Baseball Great Stan Musial Dies at 92

Written By Unknown on Minggu, 20 Januari 2013 | 13.07

Stan Musial, one of baseball's greatest hitters and a revered figure in the storied history of the St. Louis Cardinals — the player they called Stan the Man — died Saturday. He was 92.

The Cardinals said he died at his home in Ladue, Mo., surrounded by family.

A signature Musial image endures: He waits for a pitch in a left-handed crouch, his knees bent and close together, his body leaning to the left as he peers over his right shoulder, the red No. 6 on his back. The stance was likened to a corkscrew or, as the White Sox pitcher and Dodgers coach Ted Lyons once described it, "a kid peeking around the corner to see if the cops are coming."

Swinging from that stance, Musial won seven batting championships, hit 475 home runs and amassed 3,630 hits. His brilliance lay in his consistency. He had 1,815 hits at home and 1,815 on the road. He drove in 1,951 runs and scored 1,949 runs. And his power could be explosive: he set a major league record, equaled only once, when he hit five home runs in a doubleheader.

"There is only one way to pitch to Musial — under the plate," Leo Durocher, the manager of the Brooklyn Dodgers and New York Giants teams that Musial often victimized, once said.

Musial was renowned for his concentration at the plate, and for his patience: he struck out only 696 times in 10,972 at-bats in his 22 major league seasons, all as a Cardinal. A gentlemanly and sunny figure — he loved to play "Take Me Out to the Ball Game" on his harmonica — he was never ejected from a game. When admirers approached him, he chatted them up with his familiar "whattayasay, whattayasay."

But he otherwise had little of the glamour of the other stars of his era — from the World War II years to the early 1960s — when baseball was the undisputed king of sports. He did not have the mystique of Joe DiMaggio, the tempestuousness of Ted Williams, the electrifying presence of Willie Mays, the country-boy aura of Mickey Mantle. His Cardinals were far removed from the coastal media centers, and he shunned controversy.

He simply tattooed National League pitching.

Musial played on three World Series championship teams, won three Most Valuable Player awards, had a career batting average of .331 while playing in the outfield and at first base, and was the fourth player inducted into the Baseball Hall of Fame in his first year of eligibility.

He was the most cherished Cardinal of them all in a city that witnessed the exploits of Grover Cleveland Alexander and Rogers Hornsby, Dizzy Dean and the Gashouse Gang, Enos Slaughter, Marty Marion, Red Schoendienst, Ozzie Smith, Lou Brock, Bob Gibson, Mark McGwire and Albert Pujols.

Pujols, the slugger from the Dominican Republic, was sometimes saluted as El Hombre as he neared the end of his time in St. Louis.

"I don't want to be called that," he told The St. Louis Post-Dispatch in 2010. "There is one man that gets that respect, and that's Stan Musial.
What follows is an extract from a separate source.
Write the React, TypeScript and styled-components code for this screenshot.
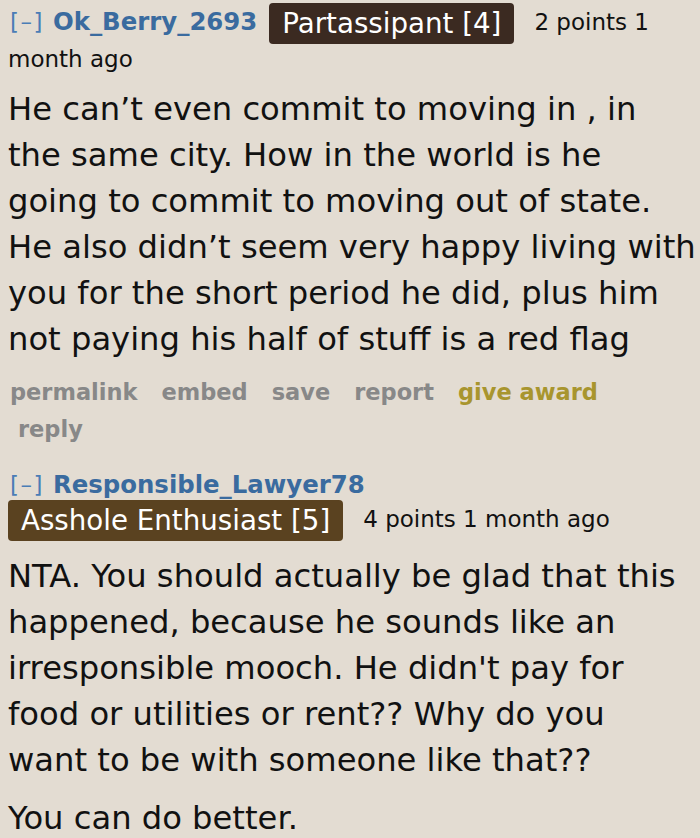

I know El Hombre is The Man in Spanish. But he is The Man."

A frail Musial, wearing a Cardinal red sport jacket, went to the White House in February 2011 to receive the Medal of Freedom, the nation's highest civilian award, from President Obama, who called him "untarnished, a beloved pillar of the community, a gentleman you'd want your kids to emulate."

There is one Gateway Arch in St. Louis but two statues of Stan the Man. Both are outside the Cardinals' Busch Stadium, the earlier one engraved with the words of Ford Frick, the baseball commissioner at the time, speaking at a ceremony before Musial's final game, on Sunday, Sept. 29, 1963, at home against the Cincinnati Reds: "Here stands baseball's perfect warrior. Here stands baseball's perfect knight."

Stanley Frank Musial was born on Nov. 21, 1920, in Donora, Pa., a zinc and steel mill town some 30 miles from Pittsburgh where smokestacks sent grime aloft around the clock. He was the fifth of six children of Lukasz Musial, a Polish immigrant who worked at a steel and wire company, and his wife, Mary, a New York City native of Czech descent.

This article has been revised to reflect the following correction:

Correction: January 19, 2013

An earlier version of this article misstated the number of hits Stan Musial had at home and on the road. It was 1,815 for each, not 1,860.